Spark Core contains the basic functionality of Spark, including components for task scheduling, memory management, fault recovery, interacting with storage systems, and more. Spark Core is also home to the API that defines resilient distributed datasets (RDDs), which are Spark’s main programming abstraction.

Spark SQL

Spark SQL is Spark’s package for working with structured data. It supports many sources of data, including Hive tables, Parquet, and JSON.

Spark Streaming

Spark Streaming is a Spark component that enables processing of live streams of data.

MLlib

MLlib provides multiple types of machine learning algorithms, including classification, regression, clustering and collaborative filtering, as well as supporting functionality such as model evaluation and data import, lower-level ML primitives such as generic gradient descent optimization algorithm.

GraphX

GraphX is a library of manipulating graphs (e.g., a social network’s friend graph) and performing graph-parallel computations.

Data Scientist

A Data Scientist is somebody whose main task is to analyze and model data. Sometimes, after the initial exploration phase, the work of a data scientist will be “productized”, or extended, hardened (i.e., made fault-tolerant), and tuned to become a production data processing application, which itself is a component of a business application.

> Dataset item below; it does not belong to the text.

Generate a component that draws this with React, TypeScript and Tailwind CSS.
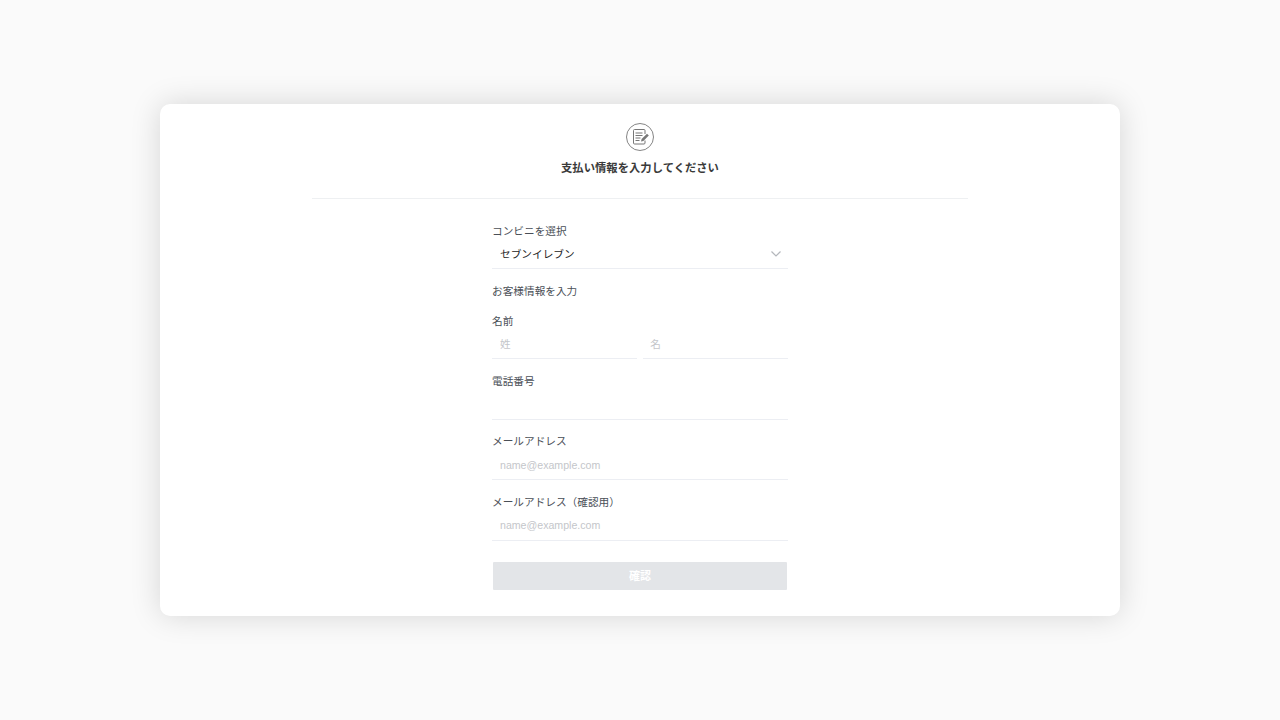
import React from "react";

const Input = ({ placeholder, className = "" }: { placeholder?: string; className?: string }) => (
  <input
    readOnly
    placeholder={placeholder}
    className={`block h-[29px] w-full border-b border-[#eceef3] bg-white pl-2 pr-2 text-[10.6px] outline-none placeholder:text-[#c4c6ca] ${className}`}
  />
);

const Label = ({ children }: { children: React.ReactNode }) => (
  <div className="h-[18px] text-[10.67px] leading-[16px] text-[#4a4f57]">{children}</div>
);

export default function App() {
  return (
    <div
      className="flex h-[720px] w-full items-center justify-center bg-[#fafafa]"
      style={{ fontFamily: '"Liberation Sans", "Noto Sans CJK JP", sans-serif' }}
    >
      <div className="flex h-[512px] w-[960px] flex-col items-center rounded-[10px] bg-white pt-[18px] shadow-[0_0_30px_rgba(0,0,0,0.15)]">
        <svg width="30" height="30" viewBox="0 0 30 30" fill="none">
          <circle cx="15" cy="15" r="13.500" stroke="#858585" strokeWidth="1" />
          <path d="M20 12V8.500A1 1 0 0 0 19 7.500H9.500a1 1 0 0 0-1 1V21a1 1 0 0 0 1 1H19a1 1 0 0 0 1-1V18.500" stroke="#777" strokeWidth="1" />
          <path d="M10.500 11h7M10.500 13.500h7M10.500 16h5M10.500 18.500h4" stroke="#777" strokeWidth="1" />
          <path d="M16 19.500l.6-2.400 5.400-5.400 1.800 1.800-5.400 5.400z" fill="#777" />
        </svg>
        <h1 className="mt-[7px] h-[18px] text-[11.33px] font-bold leading-[18px] text-[#3a3a3a]">支払い情報を入力してください</h1>
        <div className="mt-[21px] h-px w-[656px] bg-[#eef0f2]" />
        <form className="mt-[24px] flex w-[296px] flex-col">
          <Label>コンビニを選択</Label>
          <div className="flex h-[28px] items-center justify-between border-b border-[#eceef3] pb-[2px] pl-2 pr-[7px]">
            <span className="text-[10.67px] text-[#222]">セブンイレブン</span>
            <svg width="10" height="6" viewBox="0 0 10 6" fill="none">
              <path d="M.5.500 5 5 9.500.500" stroke="#b4b7bc" strokeWidth="1.200" />
            </svg>
          </div>
          <div className="mt-[14px]"><Label>お客様情報を入力</Label></div>
          <div className="mt-[12px]"><Label>名前</Label></div>
          <div className="flex gap-[6px]">
            <Input placeholder="姓" className="!h-[28px] pb-[2px]" />
            <Input placeholder="名" className="!h-[28px] !pl-[7px] pb-[2px]" />
          </div>
          <div className="mt-[14px]"><Label>電話番号</Label></div>
          <Input />
          <div className="mt-[13px]"><Label>メールアドレス</Label></div>
          <Input placeholder="name@example.com" />
          <div className="mt-[14px]"><Label>メールアドレス（確認用）</Label></div>
          <Input placeholder="name@example.com" className="pb-[2px]" />
          <button type="button" className="mt-[21px] h-[28px] w-[294px] self-center rounded-[1px] bg-[#e3e5e8] text-[11px] font-bold text-white">確認</button>
        </form>
      </div>
    </div>
  );
}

Drawback of MapReduce Model

MapReduce was inefficient for iterative and interactive computing jobs. Thus, from the beginning, Spark was designed to be fast for interactive queries and iterative algorithms, bringing in ideas like support for in-memory storage and efficient fault recovery.

Storage Layers for Spark

Spark does not require Hadoop. It simply has support for storage systems implementing the Hadoop APIs. Spark supports text files, SequenceFiles, Avro, Parquet and any other Hadoop InputFormats.

Chapter 2: Downloading Spark and Getting Startted

To exit either spark-shell, or pyspark shell, you can use Ctrl-D.

Components for distributed execution in Spark

Chapter 3: Programming with RDDs

An RDD is simply a distributed collection of elements. In Spark all work is expressed as either creating new RDDs, transforming existing RDDs, or calling operations on RDDs to compute a result.